Quotidianamente si incontrano genitori ed educatori che si lasciano dominare e manipolare dai ragazzi. Preoccupati di avere sempre il loro consenso e il loro affetto, diventano incapaci di dare indicazioni chiare, norme di riferimento salde e affidabili, o di intervenire in maniera opportuna e per tempo quando si tratta di usare la correzione, la chiamata a responsabilità, ovviamente in modo proporzionato all’età dell’educando. Talvolta ci sono genitori i cui sensi di colpa per le proprie conflittualità, li rendono incapaci di scontentare i figli quando sarebbe opportuno farlo. O ancora genitori per i quali i figli rappresentano un investimento per gratificare in modo vicario i propri inconfessabili bisogni e vincere le proprie frustrazioni. Quando, poi, capita di sentire alcuni ragazzini poco più che preadolescenti o addirittura più piccoli che sono considerati dai genitori come dei consiglieri o dei confidenti, ci poniamo la domanda: è giusto che le cose vadano così? Un discorso che vale anche per altre figure educative, padri e madri 'spirituali' compresi.
Qualche ultima osservazione. Chi educa gli adulti: la tata, lo psicologo, il pediatra? Chi educa gli adulti: internet? Chi educa gli adulti: il libro di istruzioni sull’arte di educare? Certo, un adulto, un genitore, un educatore ha bisogno talvolta anche di figure professionali e strumenti per avere qualche dritta sul proprio approccio e stile educativo, sulle dinamiche personali e familiari, ma possibile che abbiamo reso tutto medicalizzato o 'specialistico'? Non sarebbe meglio riscoprire la pedagogia cristiana: il Vangelo e, soprattutto, l’esempio di Gesù educatore? Non sarebbe opportuno riscoprire la forza del dialogo, del confronto e della condivisione all’interno della coppia, tra le coppie, tra educatori?

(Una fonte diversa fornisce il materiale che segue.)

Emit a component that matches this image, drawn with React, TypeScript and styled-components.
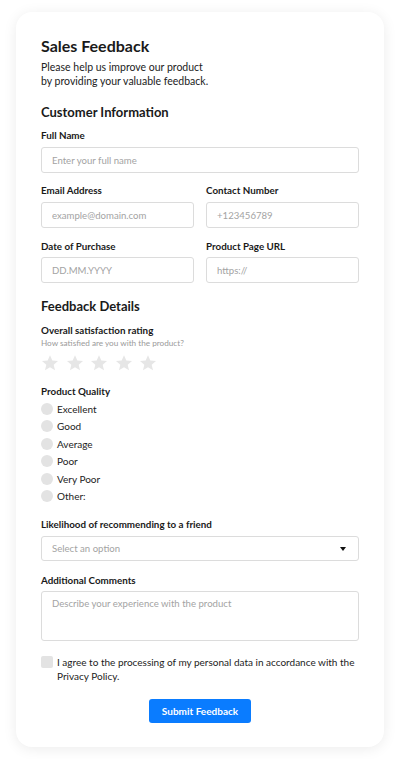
import React from 'react';
import styled, { createGlobalStyle } from 'styled-components';

const GlobalStyle = createGlobalStyle`
  * { box-sizing: border-box; }
  body {
    margin: 0;
    background: #ffffff;
    font-family: Lato, "Noto Sans", sans-serif;
    color: #1a1a1a;
  }
`;

const Page = styled.div`
  padding: 12px 16px 13px;
`;

const Card = styled.form`
  background: #fff;
  border-radius: 16px;
  box-shadow: 0 2px 14px rgba(0, 0, 0, 0.08);
  padding: 24px 25px 24px;
  display: flex;
  flex-direction: column;
`;

const Title = styled.h1`
  margin: 0;
  font-size: 16px;
  font-weight: 700;
  line-height: 20px;
`;

const Intro = styled.p`
  margin: 4px 0 0;
  font-size: 10.5px;
  line-height: 14px;
  color: #222;
`;

const SectionTitle = styled.h2<{ $top: number }>`
  margin: ${(p) => p.$top}px 0 0;
  font-size: 13px;
  font-weight: 700;
  line-height: 18px;
`;

const Field = styled.div<{ $top?: number }>`
  display: flex;
  flex-direction: column;
  margin-top: ${(p) => p.$top ?? 11}px;
  min-width: 0;
`;

const Row = styled.div`
  display: grid;
  grid-template-columns: 1fr 1fr;
  column-gap: 12px;
`;

const Label = styled.label<{ $gap?: number }>`
  font-size: 9.8px;
  font-weight: 700;
  line-height: 12px;
  color: #1a1a1a;
  margin-bottom: ${(p) => p.$gap ?? 6}px;
`;

const Hint = styled.span`
  font-size: 8.2px;
  line-height: 11px;
  color: #9a9a9a;
  margin-top: -4.5px;
  margin-bottom: 5px;
`;

const Input = styled.input`
  height: 26px;
  width: 100%;
  border: 1px solid #dcdcdc;
  border-radius: 3px;
  padding: 0 10px;
  font-family: inherit;
  font-size: 9.6px;
  color: #333;
  &::placeholder { color: #a3a3a3; }
`;

const TextArea = styled.textarea`
  height: 50px;
  width: 100%;
  border: 1px solid #dcdcdc;
  border-radius: 3px;
  padding: 6px 10px;
  font-family: inherit;
  font-size: 9.6px;
  resize: none;
  &::placeholder { color: #a3a3a3; }
`;

const SelectBox = styled.div`
  height: 25px;
  border: 1px solid #dcdcdc;
  border-radius: 3px;
  padding: 0 12px 0 10px;
  display: flex;
  align-items: center;
  justify-content: space-between;
  font-size: 9.6px;
  color: #a3a3a3;
`;

const Caret = styled.span`
  width: 0;
  height: 0;
  border-left: 3.5px solid transparent;
  border-right: 3.5px solid transparent;
  border-top: 4px solid #111;
`;

const Stars = styled.div`
  display: flex;
  gap: 6.5px;
`;

const RadioList = styled.div`
  display: flex;
  flex-direction: column;
  gap: 5.6px;
`;

const Option = styled.label`
  display: flex;
  align-items: center;
  gap: 4px;
  font-size: 10px;
  line-height: 12px;
  color: #222;
`;

const RadioDot = styled.span`
  width: 12px;
  height: 12px;
  border-radius: 50%;
  background: #e3e3e3;
  flex-shrink: 0;
`;

const Consent = styled.label`
  display: flex;
  align-items: flex-start;
  gap: 4px;
  margin-top: 14px;
  font-size: 10px;
  line-height: 14px;
  color: #222;
`;

const CheckBox = styled.span`
  width: 12px;
  height: 12px;
  border-radius: 2px;
  background: #e3e3e3;
  flex-shrink: 0;
  margin-top: 1px;
`;

const Submit = styled.button`
  align-self: center;
  margin-top: 16px;
  height: 24px;
  width: 102px;
  padding: 0;
  border: none;
  border-radius: 3px;
  background: #0a7cff;
  color: #fff;
  font-family: inherit;
  font-size: 10px;
  font-weight: 700;
`;

const Star = () => (
  <svg width="18" height="18" viewBox="0 0 24 24">
    <path
      d="M12 1.5l3.1 7 7.6.7-5.8 5 1.8 7.4L12 17.7l-6.7 3.9 1.8-7.4-5.8-5 7.6-.7z"
      fill="#e6e6e6"
    />
  </svg>
);

const qualities = ['Excellent', 'Good', 'Average', 'Poor', 'Very Poor', 'Other:'];

function App() {
  return (
    <Page>
      <GlobalStyle />
      <Card onSubmit={(e) => e.preventDefault()}>
        <Title>Sales Feedback</Title>
        <Intro>
          Please help us improve our product
          <br />
          by providing your valuable feedback.
        </Intro>

        <SectionTitle $top={15}>Customer Information</SectionTitle>
        <Field $top={8}>
          <Label>Full Name</Label>
          <Input placeholder="Enter your full name" />
        </Field>
        <Row>
          <Field>
            <Label>Email Address</Label>
            <Input placeholder="example@domain.com" />
          </Field>
          <Field>
            <Label>Contact Number</Label>
            <Input placeholder="+123456789" />
          </Field>
        </Row>
        <Row>
          <Field $top={12}>
            <Label $gap={5}>Date of Purchase</Label>
            <Input placeholder="DD.MM.YYYY" />
          </Field>
          <Field $top={12}>
            <Label $gap={5}>Product Page URL</Label>
            <Input placeholder="https://" />
          </Field>
        </Row>

        <SectionTitle $top={14}>Feedback Details</SectionTitle>
        <Field $top={9}>
          <Label>Overall satisfaction rating</Label>
          <Hint>How satisfied are you with the product?</Hint>
          <Stars>
            {[0, 1, 2, 3, 4].map((i) => (
              <Star key={i} />
            ))}
          </Stars>
        </Field>
        <Field $top={13}>
          <Label>Product Quality</Label>
          <RadioList>
            {qualities.map((q) => (
              <Option key={q}>
                <RadioDot />
                {q}
              </Option>
            ))}
          </RadioList>
        </Field>

        <Field $top={16}>
          <Label>Likelihood of recommending to a friend</Label>
          <SelectBox>
            Select an option
            <Caret />
          </SelectBox>
        </Field>
        <Field $top={13}>
          <Label $gap={5}>Additional Comments</Label>
          <TextArea placeholder="Describe your experience with the product" />
        </Field>

        <Consent>
          <CheckBox />
          <span>
            I agree to the processing of my personal data in accordance with the
            Privacy Policy.
          </span>
        </Consent>

        <Submit type="submit">Submit Feedback</Submit>
      </Card>
    </Page>
  );
}

export default App;
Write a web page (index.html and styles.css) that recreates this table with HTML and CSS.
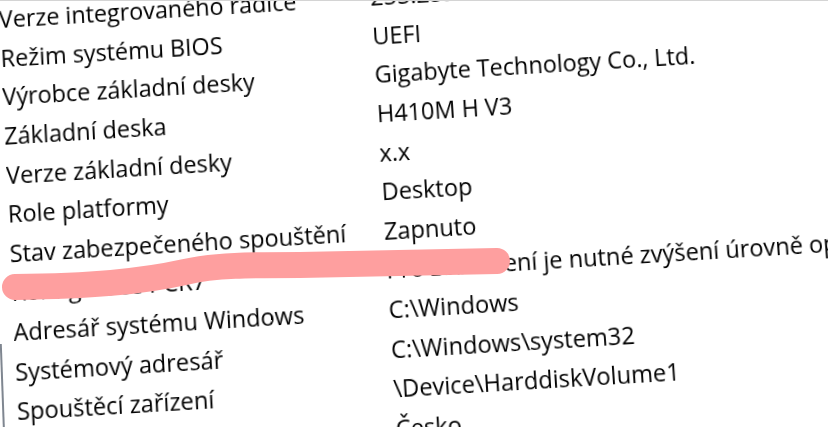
FILE: index.html
```html
<!DOCTYPE html>
<html lang="cs">
<head>
<meta charset="utf-8">
<title>Souhrn systému</title>
<link rel="stylesheet" href="styles.css">
</head>
<body>
<div class="sheet">
  <div class="row"><span class="k">Verze integrovaného řadiče</span><span class="v">255.255</span></div>
  <div class="row"><span class="k">Režim systému BIOS</span><span class="v">UEFI</span></div>
  <div class="row"><span class="k">Výrobce základní desky</span><span class="v">Gigabyte Technology Co., Ltd.</span></div>
  <div class="row"><span class="k">Základní deska</span><span class="v">H410M H V3</span></div>
  <div class="row"><span class="k">Verze základní desky</span><span class="v">x.x</span></div>
  <div class="row"><span class="k">Role platformy</span><span class="v">Desktop</span></div>
  <div class="row"><span class="k">Stav zabezpečeného spouštění</span><span class="v">Zapnuto</span></div>
  <div class="row"><span class="k">Konfigurace PCR7</span><span class="v">Pro zobrazení je nutné zvýšení úrovně oprávnění</span></div>
  <div class="row"><span class="k">Adresář systému Windows</span><span class="v">C:\Windows</span></div>
  <div class="row"><span class="k">Systémový adresář</span><span class="v">C:\Windows\system32</span></div>
  <div class="row"><span class="k">Spouštěcí zařízení</span><span class="v">\Device\HarddiskVolume1</span></div>
  <div class="row"><span class="k">Národní prostředí</span><span class="v">Česko</span></div>
</div>
<svg class="marks" width="828" height="427" viewBox="0 0 828 427" aria-hidden="true">
  <line x1="0" y1="0.5" x2="828" y2="0.5" stroke="#d4d4d4" stroke-width="1"/>
  <line x1="0.8" y1="344" x2="3.8" y2="427" stroke="#7f8690" stroke-width="2"/>
  <path d="M15 287 C 90 286, 140 282, 185 272 C 215 265, 250 265, 300 265 L 497 261" fill="none" stroke="#fe9f9f" stroke-width="26" stroke-linecap="round" stroke-linejoin="round"/>
</svg>
</body>
</html>
```
FILE: styles.css
```css
html, body {
  margin: 0;
  height: 100%;
  overflow: hidden;
  background: #ffffff;
}

body {
  position: relative;
  font-family: "Open Sans", "Noto Sans", "DejaVu Sans", sans-serif;
  font-size: 23.3px;
  color: #000000;
}

.sheet {
  width: 1100px;
  margin-top: 0;
  transform-origin: 0 0;
  transform: matrix3d(1, -0.06, 0, 0, 0.0467, 1, 0, -0.000035, 0, 0, 1, 0, -2.13, 0, 0, 1);
}

.row {
  display: grid;
  grid-template-columns: 371px 1fr;
  height: 38.65px;
  line-height: 38.65px;
  white-space: nowrap;
}

.marks {
  position: absolute;
  left: 0;
  top: 0;
  pointer-events: none;
}
```
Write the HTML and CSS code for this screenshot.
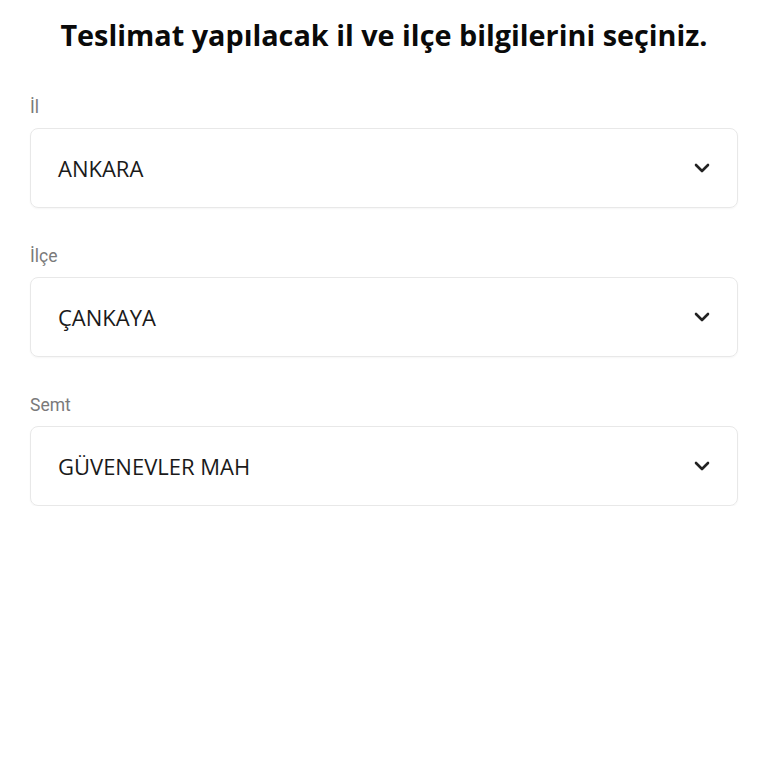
FILE: index.html
```html
<!DOCTYPE html>
<html lang="tr">
<head>
<meta charset="utf-8">
<link rel="stylesheet" href="styles.css">
</head>
<body>
<main class="page">
  <h1 class="title">Teslimat yapılacak il ve ilçe bilgilerini seçiniz.</h1>
  <div class="field">
    <div class="label">İl</div>
    <div class="select"><span class="value">ANKARA</span><svg class="chev" viewBox="0 0 16 10" width="16" height="10"><path d="M2 2 L8 8 L14 2" fill="none" stroke="#222" stroke-width="2.6" stroke-linecap="round" stroke-linejoin="round"/></svg></div>
  </div>
  <div class="field">
    <div class="label">İlçe</div>
    <div class="select"><span class="value">ÇANKAYA</span><svg class="chev" viewBox="0 0 16 10" width="16" height="10"><path d="M2 2 L8 8 L14 2" fill="none" stroke="#222" stroke-width="2.6" stroke-linecap="round" stroke-linejoin="round"/></svg></div>
  </div>
  <div class="field">
    <div class="label">Semt</div>
    <div class="select"><span class="value">GÜVENEVLER MAH</span><svg class="chev" viewBox="0 0 16 10" width="16" height="10"><path d="M2 2 L8 8 L14 2" fill="none" stroke="#222" stroke-width="2.6" stroke-linecap="round" stroke-linejoin="round"/></svg></div>
  </div>
</main>
</body>
</html>
```
FILE: styles.css
```css
html, body { margin: 0; padding: 0; background: #fff; }
body { font-family: "Open Sans", "Noto Sans", sans-serif; color: #111; }
.page { padding: 15px 30px 0 30px; display: flex; flex-direction: column; gap: 37px; }
.title { margin: 0 0 4px 0; text-align: center; font-family: "Open Sans", sans-serif; font-weight: 700; font-size: 28.8px; line-height: 40px; color: #0a0a0a; letter-spacing: 0; }
.field { display: flex; flex-direction: column; gap: 10px; }
.label { font-family: Roboto, sans-serif; font-size: 17.5px; line-height: 22px; color: #7a7a7a; }
.select { height: 80px; box-sizing: border-box; border: 1.5px solid #e8e8e8; border-radius: 8px; display: flex; align-items: center; justify-content: space-between; padding: 0 27px 0 27px; box-shadow: 0 1px 2px rgba(0,0,0,0.04); }
.value { font-size: 22px; color: #1a1a1a; letter-spacing: 0; }
.chev { display: block; }
```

Non sarebbe opportuno dare una continuità a questo tipo di esperienza all’interno delle nostre comunità ecclesiali, ma anche nelle istituzioni educative laiche?
Chi educa gli adulti? Una comunità di adulti che sa mettersi in discussione per auto-correggersi sarebbe una grande testimonianza educativa per i giovani e i ragazzi; sarebbe anche un messaggio di fiducia e di speranza. Cominciando da ciò che rendeva esplicito il grande filosofo e teologo Bernard Lonergan: «Non so, ma posso imparare».